How expert advice and carefully-selected products can help Australian manufacturers improve output in today's volatile trading climate.
By ABB Communications
More than ever before, Australian manufacturers are looking to smart new breeds of technology to help them become more productive. The result: a rising number of case studies proving just how much efficiency can be gained from investing.
But as the trading climate for manufacturers becomes more treacherous, it is all too easy to succumb to the sombre mood of ‘doom and gloom’ which is doing its damndest to ensnare industry in its clutches.
According to a recent report from the Australian Industry Group (Ai Group), Business prospects in 2013: Australia’s gap year?, Australia’s CEOs are expecting a tougher trading year in 2013 than they experienced in 2012.

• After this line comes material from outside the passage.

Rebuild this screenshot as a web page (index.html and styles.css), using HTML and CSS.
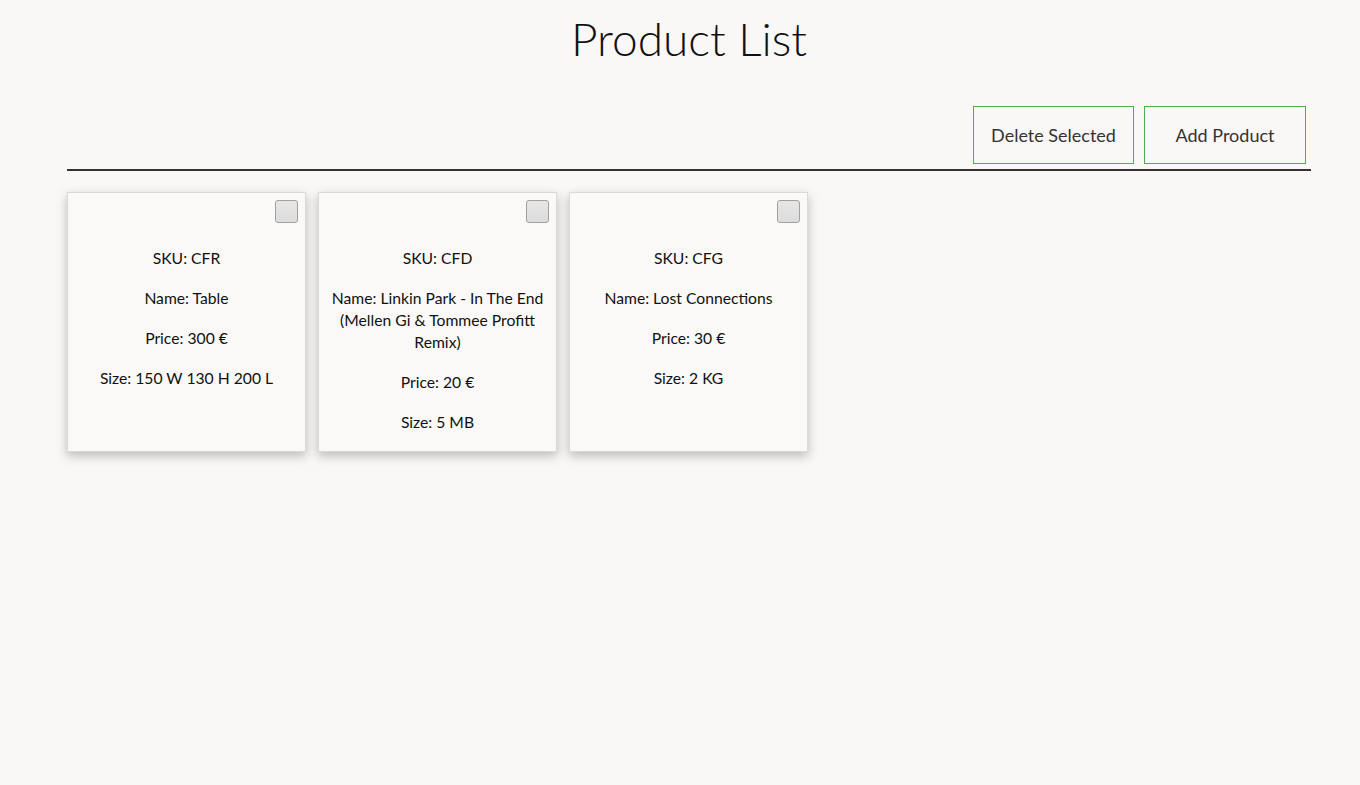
FILE: index.html
```html
<!DOCTYPE html>
<html lang="en">
<head>
<meta charset="utf-8">
<title>Product List</title>
<link rel="stylesheet" href="styles.css">
</head>
<body>
<main class="page">
  <h1 class="title">Product List</h1>
  <div class="toolbar">
    <button class="btn">Delete Selected</button>
    <button class="btn">Add Product</button>
  </div>
  <hr class="divider">
  <section class="grid">
    <article class="card">
      <div class="card-top"><span class="check"></span></div>
      <p>SKU: CFR</p>
      <p>Name: Table</p>
      <p>Price: 300 €</p>
      <p>Size: 150 W 130 H 200 L</p>
    </article>
    <article class="card">
      <div class="card-top"><span class="check"></span></div>
      <p>SKU: CFD</p>
      <p>Name: Linkin Park - In The End (Mellen Gi &amp; Tommee Profitt Remix)</p>
      <p>Price: 20 €</p>
      <p>Size: 5 MB</p>
    </article>
    <article class="card">
      <div class="card-top"><span class="check"></span></div>
      <p>SKU: CFG</p>
      <p>Name: Lost Connections</p>
      <p>Price: 30 €</p>
      <p>Size: 2 KG</p>
    </article>
  </section>
</main>
</body>
</html>
```
FILE: styles.css
```css
* { box-sizing: border-box; }
html, body { margin: 0; padding: 0; }
body {
  background: #f9f8f7;
  font-family: Lato, "Open Sans", sans-serif;
  color: #111;
  min-height: 100vh;
}
.page {
  padding: 0 49px 40px 67px;
}
.title {
  margin: 0;
  padding-top: 12px;
  height: 106px;
  text-align: center;
  font-weight: 300;
  font-size: 46px;
  line-height: 54px;
  color: #111;
}
.toolbar {
  display: flex;
  justify-content: flex-end;
  gap: 10px;
  padding-right: 5px;
}
.btn {
  height: 58px;
  border: 1px solid #4caf50;
  background: transparent;
  font-family: inherit;
  font-size: 18px;
  color: #333;
  padding: 0 16px;
}
.btn:first-child { width: 161px; }
.btn:last-child { width: 162px; }
.divider {
  margin: 5px 0 0;
  border: 0;
  border-top: 2px solid #333;
}
.grid {
  display: grid;
  grid-template-columns: repeat(3, 239px);
  gap: 12px;
  margin-top: 21px;
}
.card {
  background: #faf9f8;
  border: 1px solid #d9d9d9;
  box-shadow: 0 4px 10px rgba(0,0,0,0.25);
  padding: 7px 7px 18px;
  text-align: center;
  font-size: 15.7px;
  line-height: 22px;
  min-height: 260px;
}
.card-top {
  display: flex;
  justify-content: flex-end;
  height: 22px;
  margin-bottom: 25px;
}
.check {
  width: 23px;
  height: 23px;
  border: 1px solid #a0a0a0;
  border-radius: 3px;
  background: linear-gradient(#e6e6e6, #dcdcdc);
}
.card p {
  margin: 0 0 18px;
}
.card p:last-child { margin-bottom: 0; }
```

The blame, according to the report, is with the strong Australian dollar, rising energy prices and high labour costs – which together are causing our usually optimistic manufacturing industry to exercise unheralded business caution.
According to the leader of one of the largest equipment suppliers serving the local manufacturing industry, however, businesses would do well to look at the successes of their peers, and grab with both hands the unique opportunities that are characteristic of such uncertain operating conditions.

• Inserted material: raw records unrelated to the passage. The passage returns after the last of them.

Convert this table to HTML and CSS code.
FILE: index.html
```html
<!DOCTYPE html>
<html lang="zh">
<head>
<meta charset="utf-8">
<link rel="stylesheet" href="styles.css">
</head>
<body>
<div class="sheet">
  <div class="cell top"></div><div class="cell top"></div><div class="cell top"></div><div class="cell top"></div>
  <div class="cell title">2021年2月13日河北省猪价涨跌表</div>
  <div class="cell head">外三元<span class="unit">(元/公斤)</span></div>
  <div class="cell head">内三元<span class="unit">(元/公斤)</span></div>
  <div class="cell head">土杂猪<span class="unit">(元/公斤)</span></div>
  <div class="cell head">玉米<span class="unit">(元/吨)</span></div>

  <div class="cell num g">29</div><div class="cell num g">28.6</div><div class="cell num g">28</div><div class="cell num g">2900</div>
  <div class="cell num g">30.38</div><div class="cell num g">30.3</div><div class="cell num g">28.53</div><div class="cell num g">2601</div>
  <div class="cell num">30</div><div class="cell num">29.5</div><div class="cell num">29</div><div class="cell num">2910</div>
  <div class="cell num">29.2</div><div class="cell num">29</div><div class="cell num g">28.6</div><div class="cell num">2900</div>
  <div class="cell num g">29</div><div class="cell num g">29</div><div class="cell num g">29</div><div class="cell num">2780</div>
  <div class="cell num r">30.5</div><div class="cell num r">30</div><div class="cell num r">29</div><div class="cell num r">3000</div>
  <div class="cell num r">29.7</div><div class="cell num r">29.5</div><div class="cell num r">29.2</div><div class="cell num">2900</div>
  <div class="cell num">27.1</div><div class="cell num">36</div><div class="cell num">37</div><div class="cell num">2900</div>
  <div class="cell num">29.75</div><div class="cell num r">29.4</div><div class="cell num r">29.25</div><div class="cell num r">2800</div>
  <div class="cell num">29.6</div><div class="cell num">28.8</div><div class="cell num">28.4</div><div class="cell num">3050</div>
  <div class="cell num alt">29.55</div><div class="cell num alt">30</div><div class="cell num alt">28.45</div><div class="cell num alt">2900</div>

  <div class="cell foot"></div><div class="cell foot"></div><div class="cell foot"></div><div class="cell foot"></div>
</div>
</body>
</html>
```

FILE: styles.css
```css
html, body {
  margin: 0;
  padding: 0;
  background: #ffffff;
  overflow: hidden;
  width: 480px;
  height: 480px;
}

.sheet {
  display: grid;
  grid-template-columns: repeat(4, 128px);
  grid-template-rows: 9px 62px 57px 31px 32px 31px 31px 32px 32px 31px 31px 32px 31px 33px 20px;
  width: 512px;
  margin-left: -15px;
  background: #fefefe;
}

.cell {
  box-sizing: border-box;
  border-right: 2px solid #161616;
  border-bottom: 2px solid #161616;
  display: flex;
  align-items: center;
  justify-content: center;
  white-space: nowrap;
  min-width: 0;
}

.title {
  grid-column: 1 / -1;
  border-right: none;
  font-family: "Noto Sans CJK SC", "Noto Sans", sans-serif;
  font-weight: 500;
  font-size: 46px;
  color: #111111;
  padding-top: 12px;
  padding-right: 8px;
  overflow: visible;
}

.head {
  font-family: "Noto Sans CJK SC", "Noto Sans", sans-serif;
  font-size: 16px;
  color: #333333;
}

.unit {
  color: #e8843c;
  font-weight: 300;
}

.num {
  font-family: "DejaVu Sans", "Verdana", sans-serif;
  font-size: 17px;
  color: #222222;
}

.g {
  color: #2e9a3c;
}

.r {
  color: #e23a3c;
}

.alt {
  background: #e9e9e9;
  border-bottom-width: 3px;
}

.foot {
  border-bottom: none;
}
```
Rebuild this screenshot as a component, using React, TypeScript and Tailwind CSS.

ABB Australia senior vice president and local division manager of discrete automation and motion, Jussi Rautee, claims 2013 offers unprecedented scope for companies to look inwards, and identify areas for potential improvement.

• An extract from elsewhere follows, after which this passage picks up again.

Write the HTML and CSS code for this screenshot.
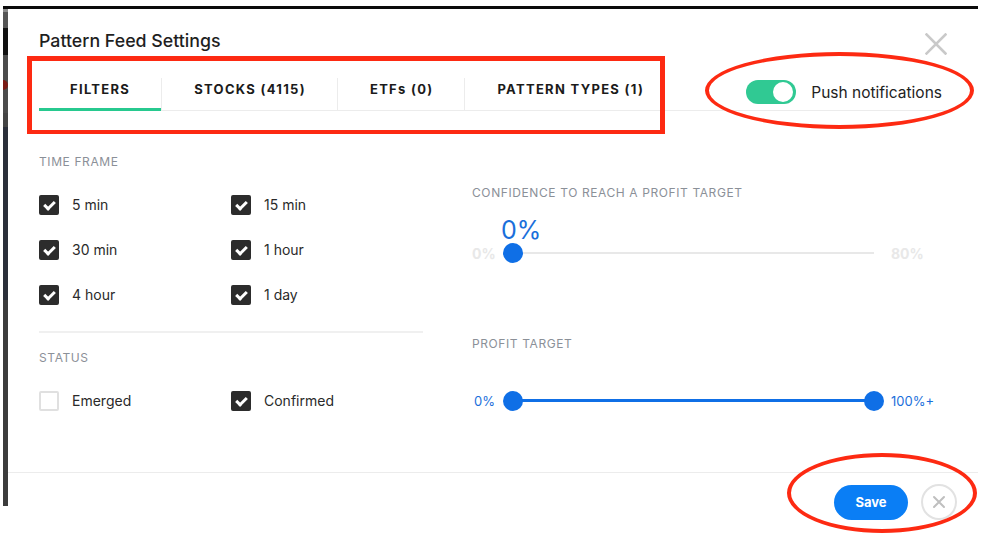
FILE: index.html
```html
<!DOCTYPE html>
<html lang="en">
<head>
    <meta charset="UTF-8">
    <title>Pattern Feed Settings</title>
    <link rel="stylesheet" href="styles.css">
</head>
<body>
    <div class="screen">
        <div class="backdrop-strip">
            <span class="seg seg-a"></span>
            <span class="seg seg-b"></span>
            <span class="seg seg-c"></span>
            <span class="seg seg-d"><i class="dot"></i></span>
            <span class="seg seg-e"></span>
            <span class="seg seg-f"></span>
            <span class="seg seg-g"></span>
        </div>

        <div class="modal">
            <div class="modal-header">
                <div class="title-row">
                    <h2 class="modal-title">Pattern Feed Settings</h2>
                    <button class="close-btn" aria-label="Close">
                        <svg width="22" height="22" viewBox="0 0 22 22">
                            <path d="M1.5 1.5 L20.5 20.5 M20.5 1.5 L1.5 20.5" stroke="#c9c9c9" stroke-width="2.6" stroke-linecap="square"/>
                        </svg>
                    </button>
                </div>

                <div class="tabs-row">
                    <ul class="tabs">
                        <li class="tab active">FILTERS</li>
                        <li class="tab">STOCKS (4115)</li>
                        <li class="tab">ETFs (0)</li>
                        <li class="tab">PATTERN TYPES (1)</li>
                    </ul>
                    <label class="push">
                        <span class="switch on"><span class="knob"></span></span>
                        Push notifications
                    </label>
                </div>
            </div>

            <div class="modal-body">
                <div class="filters-col">
                    <div class="section-label">TIME FRAME</div>
                    <div class="check-grid">
                        <label class="check"><span class="box checked"></span>5 min</label>
                        <label class="check"><span class="box checked"></span>15 min</label>
                        <label class="check"><span class="box checked"></span>30 min</label>
                        <label class="check"><span class="box checked"></span>1 hour</label>
                        <label class="check"><span class="box checked"></span>4 hour</label>
                        <label class="check"><span class="box checked"></span>1 day</label>
                    </div>

                    <div class="divider"></div>

                    <div class="section-label">STATUS</div>
                    <div class="check-grid">
                        <label class="check"><span class="box"></span>Emerged</label>
                        <label class="check"><span class="box checked"></span>Confirmed</label>
                    </div>
                </div>

                <div class="sliders-col">
                    <div class="section-label">CONFIDENCE TO REACH A PROFIT TARGET</div>
                    <div class="slider-value">0%</div>
                    <div class="slider slider-muted">
                        <span class="slider-min">0%</span>
                        <div class="track">
                            <span class="thumb thumb-left"></span>
                        </div>
                        <span class="slider-max">80%</span>
                    </div>

                    <div class="section-label profit-label">PROFIT TARGET</div>
                    <div class="slider slider-range">
                        <span class="slider-min">0%</span>
                        <div class="track">
                            <span class="fill"></span>
                            <span class="thumb thumb-left"></span>
                            <span class="thumb thumb-right"></span>
                        </div>
                        <span class="slider-max">100%+</span>
                    </div>
                </div>
            </div>

            <div class="modal-footer">
                <button class="save-btn">Save</button>
                <button class="cancel-btn" aria-label="Cancel">
                    <svg width="14" height="14" viewBox="0 0 14 14">
                        <path d="M2 2 L12 12 M12 2 L2 12" stroke="#bfbfbf" stroke-width="2" stroke-linecap="round"/>
                    </svg>
                </button>
            </div>
        </div>
    </div>

    <!-- red review marks -->
    <div class="mark mark-tabs"></div>
    <div class="mark mark-ellipse mark-push"></div>
    <div class="mark mark-ellipse mark-footer"></div>
</body>
</html>
```

FILE: styles.css
```css
* {
    margin: 0;
    padding: 0;
    box-sizing: border-box;
}

body {
    font-family: 'Inter', 'Liberation Sans', sans-serif;
    background: #fff;
    color: #222;
    position: relative;
    width: 994px;
    height: 546px;
    overflow: hidden;
}

/* Frame around the dialog */
.screen {
    display: flex;
    align-items: flex-start;
    width: 975px;
    margin: 6px 0 0 3px;
    border-top: 3px solid #0b0b0b;
}

.backdrop-strip {
    width: 5px;
    height: 497px;
    display: flex;
    flex-direction: column;
    flex-shrink: 0;
}

.seg {
    display: block;
    position: relative;
}

.seg-a { height: 3px; background: #8a8a8a; }
.seg-b { height: 16px; background: #555; }
.seg-c { height: 27px; background: #111; }
.seg-d { height: 58px; background: #4b4b4b; }
.seg-e { height: 14px; background: #444; }
.seg-f { height: 173px; background: #2b2f3a; }
.seg-g { flex: 1; background: #3c3c3c; }

.seg-d .dot {
    position: absolute;
    left: 0;
    top: 25px;
    width: 5px;
    height: 10px;
    background: #7a1a14;
    border-radius: 0 5px 5px 0;
}

.modal {
    flex: 1;
    background: #fff;
}

/* Header */
.modal-header {
    padding: 22px 31px 0;
}

.title-row {
    display: flex;
    justify-content: space-between;
    align-items: flex-start;
    height: 24px;
}

.modal-title {
    font-size: 17.8px;
    font-weight: 500;
    line-height: 20px;
    color: #1f1f1f;
}

.close-btn {
    border: none;
    background: none;
    width: 22px;
    height: 22px;
    margin-top: 2px;
    cursor: pointer;
}

.close-btn svg {
    display: block;
}

.tabs-row {
    display: flex;
    justify-content: space-between;
    align-items: flex-start;
    margin-top: 23px;
    border-bottom: 1px solid #ececec;
}

.tabs {
    display: flex;
    list-style: none;
}

.tab {
    position: relative;
    height: 32px;
    padding: 0 31px 10px 32px;
    line-height: 22px;
    font-size: 13px;
    font-weight: 700;
    letter-spacing: 1.3px;
    color: #1b1b1b;
    border-left: 1px solid #ececec;
}

.tab:first-child {
    padding-left: 31px;
    border-left: none;
}

.tab.active::after {
    content: '';
    position: absolute;
    left: 0;
    right: 0;
    bottom: -1px;
    height: 3px;
    background: #27c98f;
}

.push {
    display: flex;
    align-items: center;
    gap: 15px;
    margin: 2px 5px 0 0;
    font-size: 15.5px;
    color: #222;
}

.switch {
    width: 50px;
    height: 24px;
    border-radius: 12px;
    background: #d5d5d5;
    display: flex;
    align-items: center;
    padding: 0 3px;
}

.switch.on {
    background: #30c993;
    justify-content: flex-end;
}

.knob {
    width: 20px;
    height: 20px;
    border-radius: 50%;
    background: #fff;
}

/* Body */
.modal-body {
    display: grid;
    grid-template-columns: 384px 1fr;
    column-gap: 49px;
    padding: 0 31px 49px;
}

.filters-col {
    padding-top: 43px;
}

.sliders-col {
    padding-top: 74px;
}

.section-label {
    font-size: 12px;
    line-height: 16px;
    letter-spacing: 0.6px;
    color: #8b9098;
}

.check-grid {
    display: grid;
    grid-template-columns: 192px 192px;
    grid-auto-rows: 45px;
    margin-top: 12px;
}

.check {
    display: flex;
    align-items: center;
    gap: 13px;
    font-size: 14px;
    color: #2a2a2a;
}

.box {
    position: relative;
    width: 20px;
    height: 20px;
    border: 2px solid #e0e0e0;
    border-radius: 2px;
    background: #fff;
}

.box.checked {
    background: #2c2c2c;
    border-color: #2c2c2c;
}

.box.checked::after {
    content: '';
    position: absolute;
    left: 5px;
    top: 2px;
    width: 4px;
    height: 8px;
    border-right: 3px solid #fff;
    border-bottom: 3px solid #fff;
    transform: rotate(45deg);
}

.divider {
    height: 2px;
    background: #f0f0f0;
    margin: 14px 0 17px;
}

/* Sliders */
.slider-value {
    margin: 15px 0 0 29px;
    font-size: 25px;
    line-height: 28px;
    color: #1a6fdb;
}

.slider {
    display: flex;
    align-items: center;
    height: 20px;
    margin-top: -1px;
    font-size: 13px;
}

.slider-min {
    width: 23px;
    margin-right: 8px;
    text-align: right;
}

.slider-max {
    margin-left: 7px;
}

.slider-muted .slider-min,
.slider-muted .slider-max {
    font-size: 14px;
    font-weight: 700;
    color: #e8e8e8;
}

.slider-range .slider-min,
.slider-range .slider-max {
    color: #1a6fdb;
}

.track {
    position: relative;
    width: 381px;
    height: 20px;
}

.track::before {
    content: '';
    position: absolute;
    left: 10px;
    right: 10px;
    top: 9px;
    height: 2px;
    background: #e8e8e8;
}

.fill {
    position: absolute;
    left: 10px;
    right: 10px;
    top: 8px;
    height: 3px;
    background: #0f6fe6;
}

.thumb {
    position: absolute;
    top: 0;
    width: 20px;
    height: 20px;
    border-radius: 50%;
    background: #0f6fe6;
}

.thumb-left { left: 0; }
.thumb-right { right: 0; }

.profit-label {
    margin-top: 73px;
}

.slider-range {
    margin-top: 39px;
}

/* Footer */
.modal-footer {
    display: flex;
    justify-content: flex-end;
    align-items: center;
    gap: 13px;
    padding: 11px 21px 0;
    border-top: 1px solid #ececec;
}

.save-btn {
    width: 74px;
    height: 35px;
    border: none;
    border-radius: 18px;
    background: #0a7ef5;
    color: #fff;
    font-family: inherit;
    font-size: 13px;
    font-weight: 700;
    cursor: pointer;
}

.cancel-btn {
    width: 36px;
    height: 36px;
    border: 2px solid #e2e2e2;
    border-radius: 50%;
    background: #fff;
    display: flex;
    align-items: center;
    justify-content: center;
    cursor: pointer;
}

/* Red annotation marks */
.mark {
    position: absolute;
    border: 4px solid #fd2a12;
    pointer-events: none;
}

.mark-tabs {
    left: 27px;
    top: 56px;
    width: 638px;
    height: 78px;
    border-width: 5px 5px 4px 5px;
}

.mark-ellipse {
    border-radius: 50%;
}

.mark-push {
    left: 705px;
    top: 52px;
    width: 269px;
    height: 77px;
}

.mark-footer {
    left: 787px;
    top: 453px;
    width: 190px;
    height: 80px;
}
```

“By focussing on their core competencies and knowledge, and engaging in process improvements in the areas of risk reduction, cost optimisation and improving efficiency, all manufacturers can achieve operational excellence,” Rautee advises.
In Rautee’s experience, companies that invested in growing their businesses during the ‘boom times’ are now ahead of their competition, and are finding it easier to compete with imported products.
While today’s economic climate is less stable, Rautee suggests that manufacturers can learn from these case studies, and perform similar – even smaller – improvements to help them get ahead of the game.
“Across the board, companies that invest in intellectual property (IP) and research and development (R&D) and more likely to be stable. In short, manufacturers that are finding ways to provide higher value to their customers are surviving.”
Efficiency for productivity
It is clear that manufacturers need to become more efficient if they hope to compete with global competition, however there are various ways companies can both improve their efficiency and lower their production costs.
Improving efficiency in the area of energy use is one of the simplest, and also most effective, ways to get ahead.
“Get back to basics and improve what you are good at, but do it 20 percent cheaper, for example, by cutting down on energy consumption."
ABB offers detailed energy appraisals for manufacturers looking to reduce their energy consumption, along with a simple – and free – Energy Calculator App that allows users to calculate the energy savings they can achieve on a typical pump or fan load by replacing direct-on-line control with a variable-speed drive.
ABB provides a complete line-up of products designed to improve production performance while lowering environmental impact, such as the ACS880 range of drive modules, with each unit incorporating an energy optimiser, energy efficiency information for monitoring and saving energy, and built-in safety features for simplified configuration.
ABB’s synchronous reluctance motor (SynRm) technology is another example of energy-saving technology, offering customers a high output range (compared to the same IEC frame size traditional motor), and the possibility to achieve IE 4 super premium efficiency down to the 11 kW power level.
ABB also offers variable speed drives with in-built energy calculations, including energy used, saved kWh, CO2 reduction and money saved, helping the user finetune processes to ensure optimal energy use.
Further, the latest safety innovations are found in ABB drives, such as an in-built ‘safe torque off’ function that removes all torque from the motor shaft and prevents unexpected start-up.